#### TASK INSTRUCTIONS
Will you give the material below again, every line exactly as it is?

#### INFORMATION PROVIDED
____________________

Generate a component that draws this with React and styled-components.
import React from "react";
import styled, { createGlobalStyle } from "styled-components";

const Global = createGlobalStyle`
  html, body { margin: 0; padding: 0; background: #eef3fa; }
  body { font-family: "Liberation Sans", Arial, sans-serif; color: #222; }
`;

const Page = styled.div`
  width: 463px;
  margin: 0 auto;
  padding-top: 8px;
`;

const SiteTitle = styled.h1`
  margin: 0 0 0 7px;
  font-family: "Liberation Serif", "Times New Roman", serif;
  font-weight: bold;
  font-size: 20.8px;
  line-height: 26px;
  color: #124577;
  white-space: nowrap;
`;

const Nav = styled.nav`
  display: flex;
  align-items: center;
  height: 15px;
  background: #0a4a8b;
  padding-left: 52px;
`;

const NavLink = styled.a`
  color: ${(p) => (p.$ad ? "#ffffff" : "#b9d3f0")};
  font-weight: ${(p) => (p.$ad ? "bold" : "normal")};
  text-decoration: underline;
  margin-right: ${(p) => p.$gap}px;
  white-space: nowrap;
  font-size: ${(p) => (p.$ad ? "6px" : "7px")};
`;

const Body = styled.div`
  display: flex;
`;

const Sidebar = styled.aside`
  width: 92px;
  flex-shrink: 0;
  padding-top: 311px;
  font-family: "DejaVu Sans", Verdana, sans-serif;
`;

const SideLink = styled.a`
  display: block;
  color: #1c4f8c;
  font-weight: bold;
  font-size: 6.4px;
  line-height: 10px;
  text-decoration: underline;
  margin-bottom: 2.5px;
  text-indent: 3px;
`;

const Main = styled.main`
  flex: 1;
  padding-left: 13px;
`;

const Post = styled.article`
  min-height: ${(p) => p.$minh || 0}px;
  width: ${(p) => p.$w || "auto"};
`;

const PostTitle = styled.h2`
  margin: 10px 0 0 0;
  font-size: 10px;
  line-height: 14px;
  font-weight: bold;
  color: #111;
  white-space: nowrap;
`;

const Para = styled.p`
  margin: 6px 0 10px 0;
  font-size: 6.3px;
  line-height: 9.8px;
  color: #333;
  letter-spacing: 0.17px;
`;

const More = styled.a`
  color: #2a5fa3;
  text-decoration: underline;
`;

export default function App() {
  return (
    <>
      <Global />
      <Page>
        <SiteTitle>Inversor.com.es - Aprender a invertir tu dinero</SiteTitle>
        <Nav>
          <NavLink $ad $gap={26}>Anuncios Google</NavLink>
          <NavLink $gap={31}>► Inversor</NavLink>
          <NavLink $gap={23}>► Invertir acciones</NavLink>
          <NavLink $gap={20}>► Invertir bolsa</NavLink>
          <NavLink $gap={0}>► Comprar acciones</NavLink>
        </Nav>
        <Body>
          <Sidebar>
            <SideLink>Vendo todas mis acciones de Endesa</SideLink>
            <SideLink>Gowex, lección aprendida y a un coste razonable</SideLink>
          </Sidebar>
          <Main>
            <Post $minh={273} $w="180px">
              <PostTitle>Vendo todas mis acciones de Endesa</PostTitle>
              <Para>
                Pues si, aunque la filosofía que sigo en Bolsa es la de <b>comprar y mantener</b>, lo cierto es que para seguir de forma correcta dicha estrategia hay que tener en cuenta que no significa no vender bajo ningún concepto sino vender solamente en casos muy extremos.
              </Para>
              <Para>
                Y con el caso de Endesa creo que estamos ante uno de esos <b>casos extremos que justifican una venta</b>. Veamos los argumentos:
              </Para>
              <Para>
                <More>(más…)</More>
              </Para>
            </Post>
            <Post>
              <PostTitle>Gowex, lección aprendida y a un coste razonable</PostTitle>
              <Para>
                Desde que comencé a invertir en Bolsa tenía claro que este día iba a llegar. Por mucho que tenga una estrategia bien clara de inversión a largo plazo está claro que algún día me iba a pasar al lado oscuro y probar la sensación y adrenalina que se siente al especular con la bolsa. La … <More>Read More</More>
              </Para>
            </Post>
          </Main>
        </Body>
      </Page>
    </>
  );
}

____________________

#### COMPLETE OUTPUT
Generate a component that draws this with React and styled-components.
import React from "react";
import styled, { createGlobalStyle } from "styled-components";

const Global = createGlobalStyle`
  html, body { margin: 0; padding: 0; background: #eef3fa; }
  body { font-family: "Liberation Sans", Arial, sans-serif; color: #222; }
`;

const Page = styled.div`
  width: 463px;
  margin: 0 auto;
  padding-top: 8px;
`;

const SiteTitle = styled.h1`
  margin: 0 0 0 7px;
  font-family: "Liberation Serif", "Times New Roman", serif;
  font-weight: bold;
  font-size: 20.8px;
  line-height: 26px;
  color: #124577;
  white-space: nowrap;
`;

const Nav = styled.nav`
  display: flex;
  align-items: center;
  height: 15px;
  background: #0a4a8b;
  padding-left: 52px;
`;

const NavLink = styled.a`
  color: ${(p) => (p.$ad ? "#ffffff" : "#b9d3f0")};
  font-weight: ${(p) => (p.$ad ? "bold" : "normal")};
  text-decoration: underline;
  margin-right: ${(p) => p.$gap}px;
  white-space: nowrap;
  font-size: ${(p) => (p.$ad ? "6px" : "7px")};
`;

const Body = styled.div`
  display: flex;
`;

const Sidebar = styled.aside`
  width: 92px;
  flex-shrink: 0;
  padding-top: 311px;
  font-family: "DejaVu Sans", Verdana, sans-serif;
`;

const SideLink = styled.a`
  display: block;
  color: #1c4f8c;
  font-weight: bold;
  font-size: 6.4px;
  line-height: 10px;
  text-decoration: underline;
  margin-bottom: 2.5px;
  text-indent: 3px;
`;

const Main = styled.main`
  flex: 1;
  padding-left: 13px;
`;

const Post = styled.article`
  min-height: ${(p) => p.$minh || 0}px;
  width: ${(p) => p.$w || "auto"};
`;

const PostTitle = styled.h2`
  margin: 10px 0 0 0;
  font-size: 10px;
  line-height: 14px;
  font-weight: bold;
  color: #111;
  white-space: nowrap;
`;

const Para = styled.p`
  margin: 6px 0 10px 0;
  font-size: 6.3px;
  line-height: 9.8px;
  color: #333;
  letter-spacing: 0.17px;
`;

const More = styled.a`
  color: #2a5fa3;
  text-decoration: underline;
`;

export default function App() {
  return (
    <>
      <Global />
      <Page>
        <SiteTitle>Inversor.com.es - Aprender a invertir tu dinero</SiteTitle>
        <Nav>
          <NavLink $ad $gap={26}>Anuncios Google</NavLink>
          <NavLink $gap={31}>► Inversor</NavLink>
          <NavLink $gap={23}>► Invertir acciones</NavLink>
          <NavLink $gap={20}>► Invertir bolsa</NavLink>
          <NavLink $gap={0}>► Comprar acciones</NavLink>
        </Nav>
        <Body>
          <Sidebar>
            <SideLink>Vendo todas mis acciones de Endesa</SideLink>
            <SideLink>Gowex, lección aprendida y a un coste razonable</SideLink>
          </Sidebar>
          <Main>
            <Post $minh={273} $w="180px">
              <PostTitle>Vendo todas mis acciones de Endesa</PostTitle>
              <Para>
                Pues si, aunque la filosofía que sigo en Bolsa es la de <b>comprar y mantener</b>, lo cierto es que para seguir de forma correcta dicha estrategia hay que tener en cuenta que no significa no vender bajo ningún concepto sino vender solamente en casos muy extremos.
              </Para>
              <Para>
                Y con el caso de Endesa creo que estamos ante uno de esos <b>casos extremos que justifican una venta</b>. Veamos los argumentos:
              </Para>
              <Para>
                <More>(más…)</More>
              </Para>
            </Post>
            <Post>
              <PostTitle>Gowex, lección aprendida y a un coste razonable</PostTitle>
              <Para>
                Desde que comencé a invertir en Bolsa tenía claro que este día iba a llegar. Por mucho que tenga una estrategia bien clara de inversión a largo plazo está claro que algún día me iba a pasar al lado oscuro y probar la sensación y adrenalina que se siente al especular con la bolsa. La … <More>Read More</More>
              </Para>
            </Post>
          </Main>
        </Body>
      </Page>
    </>
  );
}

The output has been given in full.